Finland first participated at the Olympic Games in 1908, and has sent athletes to compete in every Summer Olympic Games and every Winter Olympic Games since then. Finland was also the host nation for the 1952 Summer Olympics in Helsinki. 
Finnish athletes have won a total of 305 medals at the Summer Games, mostly in athletics and wrestling.  Finland has also won 175 medals at the Winter Games, mostly in nordic skiing events.

The National Olympic Committee for Finland is the Finnish Olympic Committee, and was created and recognized in 1907, when Finland was an autonomous part, the Grand Duchy of Finland of the Russian Empire (until 1917).

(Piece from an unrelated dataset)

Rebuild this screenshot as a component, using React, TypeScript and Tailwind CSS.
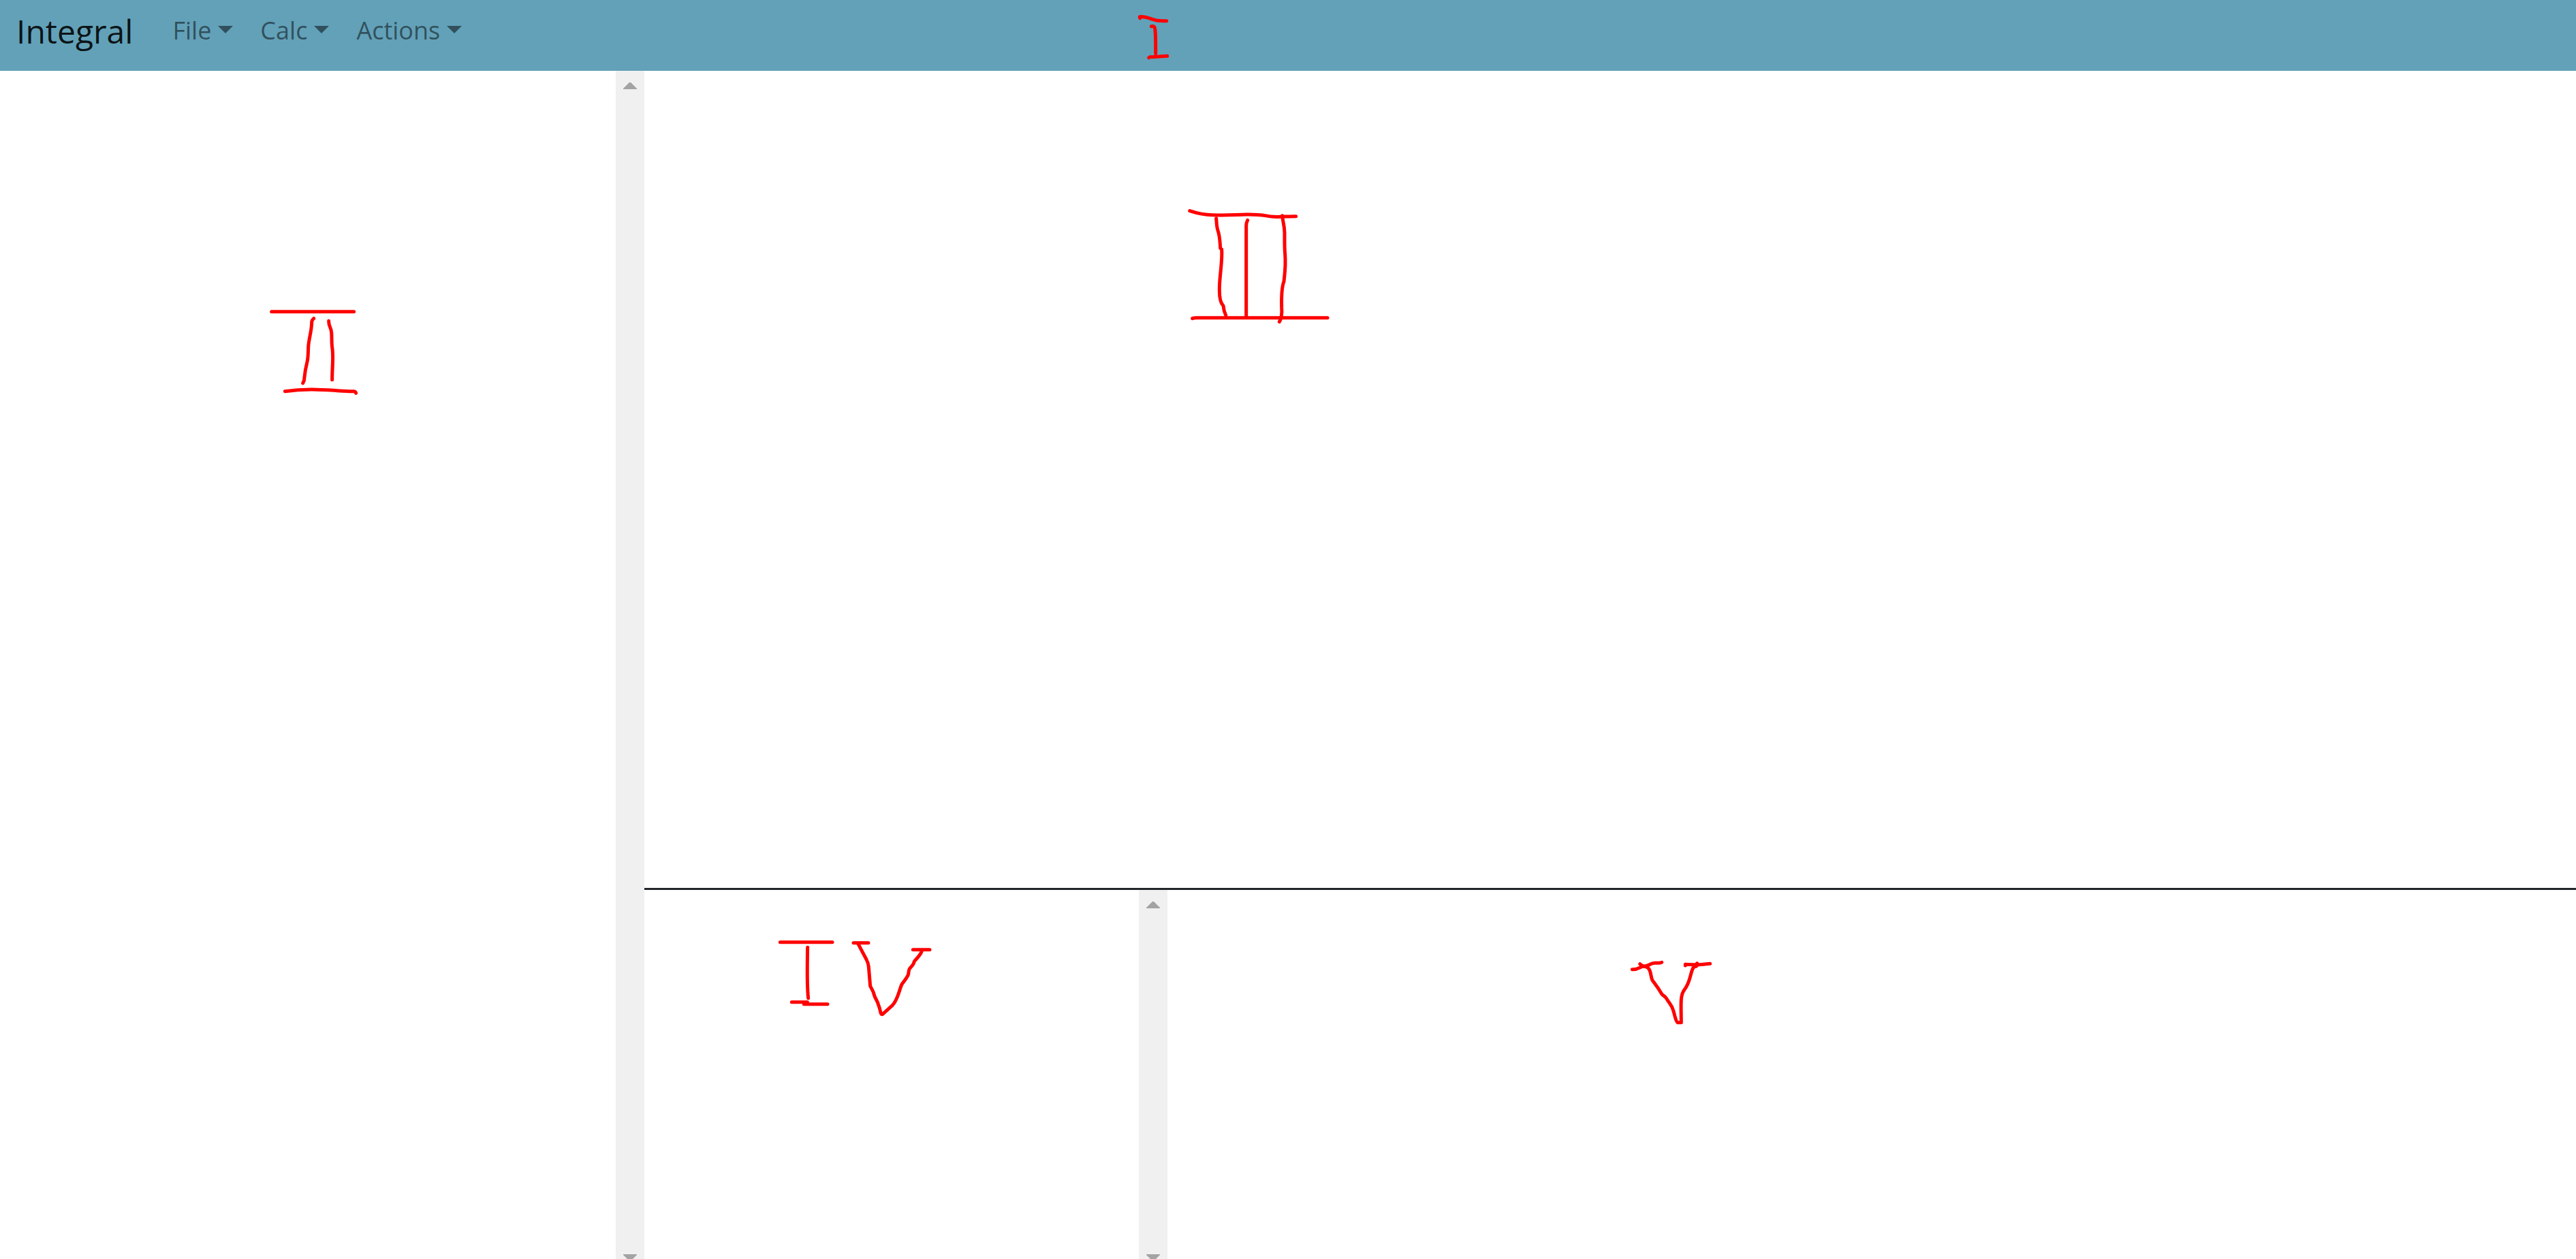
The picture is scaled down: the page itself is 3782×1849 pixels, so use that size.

Finland has earned medals at every Olympics since 1908, a feat matched only by Finland's neighboring country Sweden.

Hosted Games
Finland has hosted the Games on one occasion.

Medals

*Purple border color indicates tournament was held on home soil.

Medals by Summer Games
 1908-1912 As  Grand Duchy of Finland

Medals by Winter Games

Medals by Summer Sport

This table does not include the gold medal won in Figure skating at the 1920 Summer Olympics.

Medals by Winter Sport

This table includes the gold medal won in Figure skating at the 1920 Summer Olympics.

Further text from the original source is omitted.